Y ningún católico ecuánime puede negar este derecho de hacer lo que la Iglesia siempre hizo. Pero muchos han creído su deber defenderlo no solo admitiendo lo inadmisible bajo pretexto de “sobrevivir”, sino conceder en la doctrina y hasta atacar la obra de Mons. Lefebvre para sumar méritos a tal fin. Lamentablemente para ellos y para la Iglesia, el principio se ha demostrado falso e ineficaz. Francisco se está encargando de desambiguar las realidades.
Hoy vivimos momentos históricos. Tal vez la Iglesia nunca haya estado sumida en mayor confusión, en parte porque los medios masivos de comunicación ayudan notablemente a enrevesar las cosas y poner más tinieblas en las mentes. Y porque el papa actual colabora eficazmente con esos medios al servicio de intereses anticatólicos por razones que no es posible juzgar, pero si advertir con toda claridad.
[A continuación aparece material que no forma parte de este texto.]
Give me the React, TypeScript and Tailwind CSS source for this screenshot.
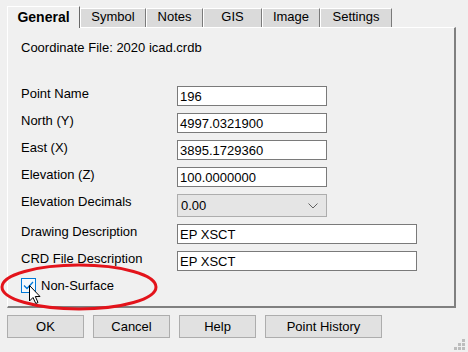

Veintitres años después de la muerte de Mons. Lefebvre su obra, vapuleada fuertemente por dentro y por fuera, sigue siendo una referencia incuestionable en medio de la confusión de los tiempos. Su obra de formación sacerdotal ha superado mucho sus objetivos iniciales: se ha convertido con sus prioratos y centros de misa en el refugio de miles de católicos, demostrando que la liturgia tradicional, verdadera escuela cotidiana de la Fe, es posible y eficaz y más aún, necesaria para no perderse.
Allí donde la liturgia vive, subsiste la vida católica con familias numerosas y sólidas, pese al desafío de los tiempos; vocaciones, crecimiento numérico en conversiones y obras (que medido en el contexto de las circunstancias ha de valorarse extraordinario). Otros podrán mostrar familias y crecimiento, lo que no pueden mostrar en adhesión a la Fe de Cristo, a la tradición apostólica, piedras sobre las que se edifican el resto de las virtudes. Por fuera del tradicionalismo hay algunos sobrevivientes. Dentro del tradicionalismo hay vida. No es lo mismo.
En una Iglesia que se prepara para reivindicar al mayor heresiarca de la historia, Martín Lutero, resulta al menos hipócrita condenar a Mons. Lefebvre y su obra. Hipocresía solo coherente con el único fundamento doctrinal –por así llamarlo- común a todos los neo modernistas: el enemigo es la Tradición de la Iglesia.